Additionally, if you’re just looking for good beans to drink, you’ll want to check out our list of the leading Keurig coffee.

Italian Espresso Machine FAQs

Do larger espresso machines make better espresso than smaller espresso machines?

The size of the espresso machine has little bearing on the quality of the espresso it makes. There are machines of all sizes that make great espresso. It simply depends on the quality of the machine and the experience of the person using it. Larger machines tend to have more features while smaller machines may allow for more customization. Someone who doesn’t know how to use the machine can make a bad shot using any machine, so the most important thing is understanding how your machine works. A high-quality small machine will brew an excellent shot because it’s made with quality components. A large machine will have the capability to make the same shots faster thanks to bigger reservoirs and drip trays, built-in grinders, more boilers, and other bigger components. However, quality comes from consistency, which you will find in both large and small machines.

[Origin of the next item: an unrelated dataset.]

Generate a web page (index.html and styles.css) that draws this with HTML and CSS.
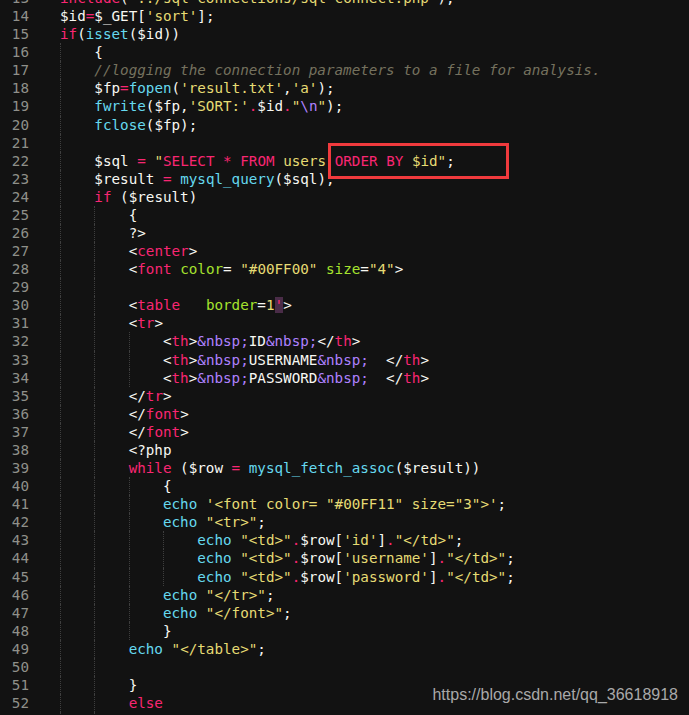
FILE: index.html
```html
<!DOCTYPE html>
<html lang="en">
<head>
    <meta charset="UTF-8">
    <meta name="viewport" content="width=device-width, initial-scale=1.0">
    <title>sort.php</title>
    <link rel="stylesheet" href="styles.css">
</head>
<body>
    <div class="editor">
        <div class="gutter">
            <div>13</div><div>14</div><div>15</div><div>16</div><div>17</div><div>18</div>
            <div>19</div><div>20</div><div>21</div><div>22</div><div>23</div><div>24</div>
            <div>25</div><div>26</div><div>27</div><div>28</div><div>29</div><div>30</div>
            <div>31</div><div>32</div><div>33</div><div>34</div><div>35</div><div>36</div>
            <div>37</div><div>38</div><div>39</div><div>40</div><div>41</div><div>42</div>
            <div>43</div><div>44</div><div>45</div><div>46</div><div>47</div><div>48</div>
            <div>49</div><div>50</div><div>51</div><div>52</div><div>53</div>
        </div>
        <div class="code">
<div class="ln"><span class="k">include</span>(<span class="s">'../sql-connections/sql-connect.php'</span>);</div>
<div class="ln">$id<span class="k">=</span>$_GET[<span class="s">'sort'</span>];</div>
<div class="ln"><span class="k">if</span>(<span class="f">isset</span>($id))</div>
<div class="ln"><span class="g"></span>{</div>
<div class="ln"><span class="g"></span><span class="c">//logging the connection parameters to a file for analysis.</span></div>
<div class="ln"><span class="g"></span>$fp<span class="k">=</span><span class="f">fopen</span>(<span class="s">'result.txt'</span>,<span class="s">'a'</span>);</div>
<div class="ln"><span class="g"></span><span class="f">fwrite</span>($fp,<span class="s">'SORT:'</span><span class="k">.</span>$id<span class="k">.</span><span class="s">"<span class="n">\n</span>"</span>);</div>
<div class="ln"><span class="g"></span><span class="f">fclose</span>($fp);</div>
<div class="ln"><span class="g"></span></div>
<div class="ln"><span class="g"></span>$sql <span class="k">=</span> <span class="s">"<span class="k">SELECT</span> <span class="k">*</span> <span class="k">FROM</span> users <span class="k">ORDER BY</span> $id"</span>;</div>
<div class="ln"><span class="g"></span>$result <span class="k">=</span> <span class="f">mysql_query</span>($sql);</div>
<div class="ln"><span class="g"></span><span class="k">if</span> ($result)</div>
<div class="ln"><span class="g"></span><span class="g"></span>{</div>
<div class="ln"><span class="g"></span><span class="g"></span>?&gt;</div>
<div class="ln"><span class="g"></span><span class="g"></span>&lt;<span class="k">center</span>&gt;</div>
<div class="ln"><span class="g"></span><span class="g"></span>&lt;<span class="k">font</span> <span class="a">color</span>= <span class="s">"#00FF00"</span> <span class="a">size</span>=<span class="s">"4"</span>&gt;</div>
<div class="ln"><span class="g"></span><span class="g"></span></div>
<div class="ln"><span class="g"></span><span class="g"></span>&lt;<span class="k">table</span>   <span class="a">border</span>=<span class="s">1</span><span class="bad">'</span>&gt;</div>
<div class="ln"><span class="g"></span><span class="g"></span>&lt;<span class="k">tr</span>&gt;</div>
<div class="ln"><span class="g"></span><span class="g"></span><span class="g"></span>&lt;<span class="k">th</span>&gt;<span class="n">&amp;nbsp;</span>ID<span class="n">&amp;nbsp;</span>&lt;/<span class="k">th</span>&gt;</div>
<div class="ln"><span class="g"></span><span class="g"></span><span class="g"></span>&lt;<span class="k">th</span>&gt;<span class="n">&amp;nbsp;</span>USERNAME<span class="n">&amp;nbsp;</span>  &lt;/<span class="k">th</span>&gt;</div>
<div class="ln"><span class="g"></span><span class="g"></span><span class="g"></span>&lt;<span class="k">th</span>&gt;<span class="n">&amp;nbsp;</span>PASSWORD<span class="n">&amp;nbsp;</span>  &lt;/<span class="k">th</span>&gt;</div>
<div class="ln"><span class="g"></span><span class="g"></span>&lt;/<span class="k">tr</span>&gt;</div>
<div class="ln"><span class="g"></span><span class="g"></span>&lt;/<span class="k">font</span>&gt;</div>
<div class="ln"><span class="g"></span><span class="g"></span>&lt;/<span class="k">font</span>&gt;</div>
<div class="ln"><span class="g"></span><span class="g"></span>&lt;?php</div>
<div class="ln"><span class="g"></span><span class="g"></span><span class="k">while</span> ($row <span class="k">=</span> <span class="f">mysql_fetch_assoc</span>($result))</div>
<div class="ln"><span class="g"></span><span class="g"></span><span class="g"></span>{</div>
<div class="ln"><span class="g"></span><span class="g"></span><span class="g"></span><span class="f">echo</span> <span class="s">'&lt;font color= "#00FF11" size="3"&gt;'</span>;</div>
<div class="ln"><span class="g"></span><span class="g"></span><span class="g"></span><span class="f">echo</span> <span class="s">"&lt;tr&gt;"</span>;</div>
<div class="ln"><span class="g"></span><span class="g"></span><span class="g"></span><span class="g"></span><span class="f">echo</span> <span class="s">"&lt;td&gt;"</span><span class="k">.</span>$row[<span class="s">'id'</span>]<span class="k">.</span><span class="s">"&lt;/td&gt;"</span>;</div>
<div class="ln"><span class="g"></span><span class="g"></span><span class="g"></span><span class="g"></span><span class="f">echo</span> <span class="s">"&lt;td&gt;"</span><span class="k">.</span>$row[<span class="s">'username'</span>]<span class="k">.</span><span class="s">"&lt;/td&gt;"</span>;</div>
<div class="ln"><span class="g"></span><span class="g"></span><span class="g"></span><span class="g"></span><span class="f">echo</span> <span class="s">"&lt;td&gt;"</span><span class="k">.</span>$row[<span class="s">'password'</span>]<span class="k">.</span><span class="s">"&lt;/td&gt;"</span>;</div>
<div class="ln"><span class="g"></span><span class="g"></span><span class="g"></span><span class="f">echo</span> <span class="s">"&lt;/tr&gt;"</span>;</div>
<div class="ln"><span class="g"></span><span class="g"></span><span class="g"></span><span class="f">echo</span> <span class="s">"&lt;/font&gt;"</span>;</div>
<div class="ln"><span class="g"></span><span class="g"></span><span class="g"></span>}</div>
<div class="ln"><span class="g"></span><span class="g"></span><span class="f">echo</span> <span class="s">"&lt;/table&gt;"</span>;</div>
<div class="ln"><span class="g"></span><span class="g"></span></div>
<div class="ln"><span class="g"></span><span class="g"></span>}</div>
<div class="ln"><span class="g"></span><span class="g"></span><span class="k">else</span></div>
<div class="ln"><span class="g"></span><span class="g"></span>{</div>
        </div>
    </div>
    <!-- marca em volta da parte injetável -->
    <div class="destaque"></div>
    <div class="marca">https://blog.csdn.net/qq_36618918</div>
</body>
</html>
```

FILE: styles.css
```css
body {
    margin: 0;
    padding: 0;
    background-color: #121212;
    height: 715px;
    overflow: hidden;
    position: relative;
}

.editor {
    display: flex;
    margin-top: -11px;
    font-family: "DejaVu Sans Mono", monospace;
    font-size: 14.25px;
    line-height: 18.08px;
    color: #f8f8f2;
}

.gutter {
    width: 29px;
    padding-right: 31px;
    text-align: right;
    color: #8f908a;
}

.gutter div {
    height: 18.08px;
}

.ln {
    height: 18.08px;
    white-space: pre;
}

/* guias de indentação */
.g {
    display: inline-block;
    width: 4ch;
    height: 18.08px;
    vertical-align: top;
    box-sizing: border-box;
    border-left: 1px dotted #3e3e3e;
}

.k { color: #f92672; }
.f { color: #66d9ef; }
.s { color: #e6db74; }
.a { color: #a6e22e; }
.n { color: #ae81ff; }
.c { color: #75715e; font-style: italic; }

.bad {
    color: #f92672;
    background-color: #4a2c48;
}

.destaque {
    position: absolute;
    left: 328px;
    top: 143px;
    width: 181px;
    height: 36px;
    box-sizing: border-box;
    border: 3px solid #f03a3d;
}

.marca {
    position: absolute;
    right: 11px;
    top: 686px;
    font-family: "Liberation Sans", Arial, sans-serif;
    font-size: 16px;
    line-height: 18px;
    color: #a9a9a9;
}
```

Why are Italian espresso machines so expensive?

Italian espresso machines are expensive because they’re generally made with higher quality components. Italy is the coffee capital of the world, so they know what they’re doing. The history of espresso is well-known and has been long studied, resulting in better, more straightforward designs. These intricate machines cost more money, thanks to their quality and features. In this case, you get what you paid for.

What’s the difference between Moka pot coffee and espresso?

Both of these brewing methods have to do with optimal pressure, but the difference is that the pressure varies. Espresso is made with at least 9 bars of pressure while a moka pot uses only one bar. Grinds for a moka pot are more coarse than what you would use in an espresso machine.

Does the country of origin matter with an Italian espresso machine?

Most people who love espresso prefer an Italian machine because they’re regarded as some of the best. While manufacturers from other countries make espresso machines, some of the most well-known brands are Italian.